--- Problem description ---
List all lines in the material below that contain "with".

--- Interface markup and scripts ---
[BEGIN]

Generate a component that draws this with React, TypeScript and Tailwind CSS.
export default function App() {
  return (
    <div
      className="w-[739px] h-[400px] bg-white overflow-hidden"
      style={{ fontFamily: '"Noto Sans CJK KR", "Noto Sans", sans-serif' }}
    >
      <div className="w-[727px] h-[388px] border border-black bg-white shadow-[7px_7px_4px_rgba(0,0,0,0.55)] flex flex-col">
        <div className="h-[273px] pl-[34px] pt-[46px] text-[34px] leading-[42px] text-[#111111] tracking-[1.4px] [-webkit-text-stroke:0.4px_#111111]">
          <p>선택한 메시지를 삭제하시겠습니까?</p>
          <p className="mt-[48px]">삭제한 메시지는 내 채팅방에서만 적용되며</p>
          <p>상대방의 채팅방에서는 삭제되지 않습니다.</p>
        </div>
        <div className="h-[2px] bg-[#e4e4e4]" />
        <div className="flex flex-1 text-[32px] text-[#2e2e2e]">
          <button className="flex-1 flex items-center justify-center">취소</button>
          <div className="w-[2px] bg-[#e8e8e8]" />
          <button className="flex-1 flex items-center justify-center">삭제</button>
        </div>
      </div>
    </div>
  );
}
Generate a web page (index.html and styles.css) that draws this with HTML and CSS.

[END]

--- Solution to the problem ---
Generate a component that draws this with React, TypeScript and Tailwind CSS.
Generate a web page (index.html and styles.css) that draws this with HTML and CSS.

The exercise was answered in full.